We know that 1 is a unit modulo an odd prime p.

(4) Inverse:

This is true by definition of units modulo p (see here).

(5) Commutativity:

(a) Let a,b be units modulo p.

(b) ab = bc [Since commutativity of integers with multiplication]

(c) So (ab) ≡ (bc) (mod p)

QED

References

- Lloyd Motz, Jefferson Weaver; The Story of Mathematics
- Edna E. Kramer; The Nature and Growth of Modern Mathematics
- MacTutor History of Group Theory
- Group Theory, Wikipedia

## 4 comments:

Hi Freeman,

I really like reading your blog and its very interesting. But sometimes the proofs are not easy to understand. Are you a big Math buff? you have such a devotion !

I just love reading biographies of mathematicians and it would be really great if you could publish this subject as well more frequently in your blog.

Hi Vasu,

Thanks for your comments! I am sorry that you the proofs so difficult. This is perhaps the biggest challenge: making the proofs as easy to understand as possible.

If you have time, could you comment on which proofs are unclear or which steps are unclear. I will go through and revise them so they are clearer. You can also send your questions directly to me at (larry.freeman@gmail.com)

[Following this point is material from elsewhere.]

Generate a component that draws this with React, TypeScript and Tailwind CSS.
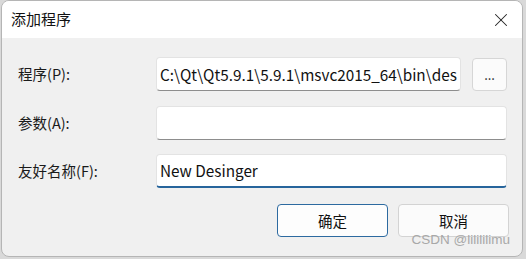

Thanks for the comments on the biographies. I will keep publishing biographies too.

Yes, I am a math buff. My special interest is logic and the way mathematical proofs hold together. My other interest is learning and the hope of making these proofs as easy to understand as I can.

-Larry

Hi Larry,

This is in reference to your post titled "So ends Phase I of the History of Fermat's Last Theorem".

There you have listed some of the greatest mathematicians of all time but didn't mention about Srivasa ramanujam who was one of the greatest Mathematical geniuses whose contributions to the number theory is really vast.

Just found some famous statements made by G.H.Hardy and just thought of putting it here.

"I remember once going to see [Ramanujan] when he was lying ill at Putney. I had ridden in taxi cab number 1729 and remarked that the number seemed to me rather a dull one, and that I hoped it was not an unfavorable omen. 'No,' he replied, 'it is a very interesting number; it is the smallest number expressible as the sum of two cubes in two different ways.'" -G.H. Hardy

"As for his place in the world of Mathematics, we quote Bruce C Berndt: ``Paul Erdos has passed on to us Hardy's personal ratings of mathematicians. Suppose that we rate mathematicians on the basis of pure talent on a scale from 0 to 100, Hardy gave himself a score of 25, J.E. Littlewood 30, Hilbert 80 and Ramanujan 100." - G.H.Hardy

Sorry, I couldn't resist putting these here in your comments section. Very nice of you and good luck with your efforts. Again , you have such a devotion towards Math.

If I have any questions, definitely I will send it to your gmail.

Hi Vasu,

I agree with you that Ramanujan was one of the greatest mathematicians of all time.

My point in the blog was to talk about some of the mathematicians in the early history of Fermat's Last Theorem. My list is by no means complete.